There’s Jessie, an ambitious blonde with an unwavering dedication to Operation Smile, a charity organization that is mentioned roughly every episode, and her “best friend,” P.C., an obnoxious boy with whom she is definitely in love. Camille, a precocious high school junior, is hellbent on attending Harvard and is also dedicated to questionable headband choices; she spends the duration of the eight episodes attempting to snivel her way onto the board of Operation Smile to pad her nascent resumé and fulfill the destiny she’s laid out for herself.

Of the two leads, Jessie is by far the most ruthless, but also, she makes me a little sad. Her relationship with P.C., the grandson of the Secretary of Commerce under Nixon, looks like the kind of high school relationship that feels earth-shattering in the moment, replete with soaring highs and crushing lows. Consider the scene halfway through the series that finds Jessie waiting for P.C. at a Dean and DeLuca. When he finally shows up, offering his exhaustion as an excuse for his lateness, she screams with the rage of a fed-up housewife: “Really, when I’m just tired, I CALL MY FRIENDS.” Jessie, babe, it is not that deep, but I get it. P.C. inspires rage by simply existing as he is at the point in time—a very wealthy teenager who flirts just enough to mesmerize his unwitting victim, which allows space for him to be a jerk.

Other, lesser characters are still just as engaging. Sebastian, a 15-year old French-speaking sophomore with a floppy, mid-career Bieber haircut, ruthlessly plays teen girls with the confidence of a man at least 10 years his senior. Kelli, also 15, lives with her brother in the city while her parents maintain their residence in the Hamptons? And Taylor, the only one on this program who appears to have a modicum of sense, is, naturally, the only one who attends public school—a fact that the other denizens of NYC Prep discuss with derision that feels mostly like they’re being goaded by producers to do so.

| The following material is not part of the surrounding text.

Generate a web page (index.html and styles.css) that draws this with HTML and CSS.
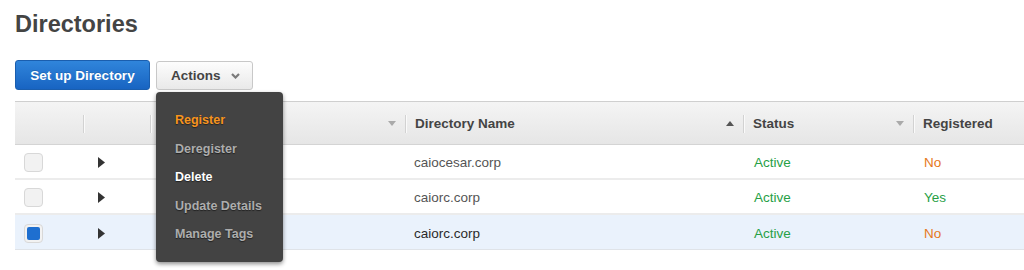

Perhaps watching teenagers play-acting at being adults depresses you, but for me, I find it invigorating! Particularly when the teens in question navigate the complicated waters of infatuation, manufactured or otherwise. A half-baked love triangle between Sebastian, Kelli, and Taylor provides the thrust of the narrative arc over the eight episodes. It involves multiple “dates,” which are highly staged affairs at dark restaurants where the teens sip water out of wine glasses. There is nothing more chilling than watching a 15-year-old girl deadpan that she’s “just not interested in a real relationship” with the world-weary air of a Real Housewife, but also, nothing nearly as entertaining.

I cannot say with certainty if this show is accurate or not, but in my heart, I want to believe.

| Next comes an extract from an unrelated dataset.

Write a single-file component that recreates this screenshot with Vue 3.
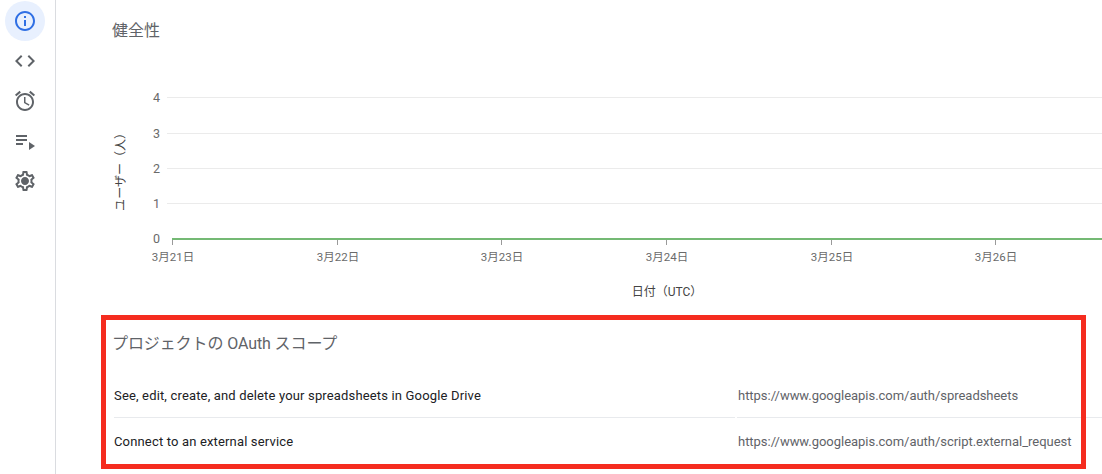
<script setup>
const yTicks = [
  { label: '4', y: 97.5 },
  { label: '3', y: 133.5 },
  { label: '2', y: 168.5 },
  { label: '1', y: 203.5 },
]
const xTicks = [
  { label: '3月21日', x: 172.5 },
  { label: '3月22日', x: 337.5 },
  { label: '3月23日', x: 501.5 },
  { label: '3月24日', x: 666.5 },
  { label: '3月25日', x: 831.5 },
  { label: '3月26日', x: 995.5 },
]
const scopes = [
  { name: 'See, edit, create, and delete your spreadsheets in Google Drive', url: 'https://www.googleapis.com/auth/spreadsheets' },
  { name: 'Connect to an external service', url: 'https://www.googleapis.com/auth/script.external_request' },
]
</script>

<template>
  <div class="page">
    <nav class="rail">
      <div class="nav-btn active">
        <svg viewBox="0 0 24 24" width="24" height="24"><path fill="#2f6fe4" d="M11 7h2v2h-2zm0 4h2v6h-2zm1-9C6.48 2 2 6.48 2 12s4.48 10 10 10 10-4.48 10-10S17.52 2 12 2zm0 18c-4.41 0-8-3.59-8-8s3.59-8 8-8 8 3.59 8 8-3.59 8-8 8z"/></svg>
      </div>
      <div class="nav-btn">
        <svg viewBox="0 0 24 24" width="24" height="24"><path fill="#5f6368" d="M9.4 16.6 4.8 12l4.6-4.6L8 6l-6 6 6 6 1.4-1.4zm5.2 0 4.6-4.6-4.6-4.6L16 6l6 6-6 6-1.4-1.4z"/></svg>
      </div>
      <div class="nav-btn">
        <svg viewBox="0 0 24 24" width="24" height="24"><path fill="#5f6368" d="M22 5.72l-4.6-3.86-1.29 1.53 4.6 3.86L22 5.72zM7.88 3.39 6.6 1.86 2 5.71l1.29 1.53 4.59-3.85zM12.5 8H11v6l4.75 2.85.75-1.23-4-2.37V8zM12 4c-4.97 0-9 4.03-9 9s4.03 9 9 9 9-4.03 9-9-4.03-9-9-9zm0 16c-3.87 0-7-3.13-7-7s3.13-7 7-7 7 3.13 7 7-3.13 7-7 7z"/></svg>
      </div>
      <div class="nav-btn">
        <svg viewBox="0 0 24 24" width="24" height="24"><path fill="#5f6368" d="M3 10h11v2H3zm0-4h11v2H3zm0 8h7v2H3zm13-1v8l6-4z"/></svg>
      </div>
      <div class="nav-btn">
        <svg viewBox="0 0 24 24" width="24" height="24"><path fill="#5f6368" d="M19.43 12.98c.04-.32.07-.64.07-.98s-.03-.66-.07-.98l2.11-1.65c.19-.15.24-.42.12-.64l-2-3.46c-.12-.22-.39-.3-.61-.22l-2.49 1c-.52-.4-1.08-.73-1.69-.98l-.38-2.65A.488.488 0 0 0 14 2h-4c-.25 0-.46.18-.49.42l-.38 2.65c-.61.25-1.17.59-1.69.98l-2.49-1a.566.566 0 0 0-.18-.03c-.17 0-.34.09-.43.25l-2 3.46c-.13.22-.07.49.12.64l2.11 1.65c-.04.32-.07.65-.07.98s.03.66.07.98l-2.11 1.65c-.19.15-.24.42-.12.64l2 3.46c.12.22.39.3.61.22l2.49-1c.52.4 1.08.73 1.69.98l.38 2.65c.03.24.24.42.49.42h4c.25 0 .46-.18.49-.42l.38-2.65c.61-.25 1.17-.59 1.69-.98l2.49 1c.06.02.12.03.18.03.17 0 .34-.09.43-.25l2-3.46c.12-.22.07-.49-.12-.64l-2.11-1.65zm-1.98-1.71c.04.31.05.52.05.73s-.02.43-.05.73l-.14 1.13.89.7 1.08.84-.7 1.21-1.27-.51-1.04-.42-.9.68c-.43.32-.84.56-1.25.73l-1.06.43-.16 1.13-.2 1.35h-1.4l-.19-1.35-.16-1.13-1.06-.43c-.43-.18-.83-.41-1.23-.71l-.91-.7-1.06.43-1.27.51-.7-1.21 1.08-.84.89-.7-.14-1.13c-.03-.31-.05-.54-.05-.74s.02-.43.05-.73l.14-1.13-.89-.7-1.08-.84.7-1.21 1.27.51 1.04.42.9-.68c.43-.32.84-.56 1.25-.73l1.06-.43.16-1.13.2-1.35h1.39l.19 1.35.16 1.13 1.06.43c.43.18.83.41 1.23.71l.91.7 1.06-.43 1.27-.51.7 1.21-1.07.85-.89.7.14 1.13zM12 8c-2.21 0-4 1.79-4 4s1.79 4 4 4 4-1.79 4-4-1.79-4-4-4z"/></svg>
      </div>
    </nav>

    <main class="main">
      <h2 class="title health">健全性</h2>

      <svg class="chart" width="1046" height="256" viewBox="56 52 1046 256">
        <g v-for="t in yTicks" :key="t.label">
          <line x1="167" :y1="t.y" x2="1102" :y2="t.y" stroke="#ebebeb" />
          <text x="160" :y="t.y + 4" text-anchor="end" class="tick num">{{ t.label }}</text>
        </g>
        <text x="160" y="243" text-anchor="end" class="tick num">0</text>
        <g v-for="t in xTicks" :key="t.x">
          <line :x1="t.x" y1="239" :x2="t.x" y2="245" stroke="#9a9a9a" />
          <text :x="t.x + 0.5" y="261" text-anchor="middle" class="tick">{{ t.label }}</text>
        </g>
        <line x1="172" y1="239" x2="1102" y2="239" stroke="#74b974" stroke-width="2" />
        <text x="667" y="296" text-anchor="middle" class="axis">日付（UTC）</text>
        <text transform="translate(125 169) rotate(-90)" text-anchor="middle" class="axis">ユーザー（人）</text>
      </svg>

      <section class="scopes">
        <h2 class="title scope-title">プロジェクトの OAuth スコープ</h2>
        <div class="rows">
          <div v-for="s in scopes" :key="s.url" class="row">
            <div class="cell name">{{ s.name }}</div>
            <div class="cell url">{{ s.url }}</div>
          </div>
        </div>
      </section>
    </main>

    <div class="highlight"></div>
  </div>
</template>

<style scoped>
.page {
  position: relative;
  display: flex;
  width: 1102px;
  height: 474px;
  overflow: hidden;
  background: #fff;
  font-family: Roboto, "Noto Sans CJK JP", sans-serif;
}
.rail {
  box-sizing: border-box;
  flex: 0 0 56px;
  display: flex;
  flex-direction: column;
  padding: 1px 0 0 5px;
  border-right: 1px solid #dadce0;
}
.nav-btn {
  width: 40px;
  height: 40px;
  display: flex;
  align-items: center;
  justify-content: center;
}
.nav-btn.active {
  border-radius: 50%;
  background: #e8f0fe;
}
.main {
  flex: 1;
  min-width: 0;
  display: flex;
  flex-direction: column;
}
.title {
  margin: 0;
  padding-left: 56px;
  height: 24px;
  line-height: 24px;
  font-size: 16px;
  font-weight: 400;
  color: #5f6368;
}
.health {
  margin-top: 19px;
  margin-bottom: 9px;
}
.scope-title {
  letter-spacing: -0.1px;
}
.chart {
  display: block;
  flex: none;
}
.tick {
  font-size: 11.5px;
  fill: #6a6a6a;
  font-family: Roboto, "Noto Sans CJK JP", sans-serif;
}
.num {
  font-size: 12.5px;
}
.axis {
  font-size: 12px;
  fill: #444;
  font-family: Roboto, "Noto Sans CJK JP", sans-serif;
}
.scopes {
  margin-top: 24px;
}
.rows {
  margin-top: 16px;
}
.row {
  display: grid;
  grid-template-columns: 621px 1fr;
  column-gap: 2px;
  margin-left: 58px;
}
.cell {
  height: 45px;
  line-height: 47px;
  font-size: 13px;
  white-space: nowrap;
}
.row:first-child .cell {
  border-bottom: 1px solid #e8eaed;
}
.name {
  color: #202124;
  letter-spacing: 0.16px;
}
.url {
  color: #5f6368;
  padding-left: 1px;
  letter-spacing: -0.03px;
}
.highlight {
  position: absolute;
  left: 101px;
  top: 315px;
  width: 985px;
  height: 154px;
  box-sizing: border-box;
  border: 5px solid #f52c1f;
  pointer-events: none;
}
</style>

Having not been a part of the New York City prep school scene and having very little experience with teenagers that act like adults in their mid to late 30s, I cannot say with certainty if this show is accurate or not, but in my heart, I want to believe. As nostalgia fare for those who watched the show when it originally aired, it’s great television, but what is most captivating about it is the glimpse into a specific slice of New York social life—teenagers so accustomed to wealth and material comfort that they seem incapable of functioning in any other milieu other than their own. Watching rich people simply be rich without any filter is a pleasant distraction, but for some reason, it’s more reprehensible in adults. Teenagers should know better, but, surprise, they don’t! Schadenfreude, which is a helpful lens through which to view all reality television, is surprisingly absent in this context. It’s difficult to feel sorry for teenagers whose issues are laughably irrelevant and extremely small, but their vast wealth might obscure the fact that they’re still teenagers experiencing the full breadth of human emotions.

Unlike the women on Real Housewives of New York, whose personalities now seem scripted by Bravo’s producers, the NYC Prep teens appear, simply, real. Consider Jessie and P.C.’s relationship, which pre-dates the show. Viewers don’t quite know the details of their history, but from what both say in on-camera confessionals, it seems that they were romantically involved at some point, but are no longer. Jessie’s unrequited feelings for P.C. manifest in a strange maternalistic impulse; she wants to take care of him because she (rightly) believes that he is incapable of taking care of himself. This kind of attention is really just redirected affection—unreciprocated feelings with nowhere else to go. It’s a nice exercise to think that this impulse is something that people eventually grow out of, but watching Jessie pretend to not care about what P.C. was doing in Mexico on spring break while asking him why he didn’t call her to check in made me feel something akin to sympathy.

If feeling sorry for rich teens doesn’t do it for you, then watching NYC Prep as an anthropological study of the curious fashion trends of 2009 is a better exercise, where superfluous scarves and round-toed stilettos reign. Camille’s dedication to the aforementioned headbands is probably a producer’s attempt to make viewers associate her with Blair Waldorf, but marveling at the wide variety of head adornments available in 2009 is a nice walk down memory lane. But Jessie’s dedication to channeling the aesthetic of a woman much older than her is what really seals the deal for me. A week after my rewatch, I’m still thinking about her tireless dedication to bracelet stacks—a tangle of David Yurman, a Cartier love bracelet, and some inexplicably large bangles. Though I don’t know what Jessie did with herself after the show (except marrying a man named Jason Brown), I like to imagine her tanned forearm banging emphatically on a desk somewhere in a conference room, slamming the phone down after berating a group of interns.

NYC Prep is fluff of the highest quality—escapist fare that does what the best reality television does, which is to remove the viewer from their own existences and plop them, for a few hours, into someone else’s.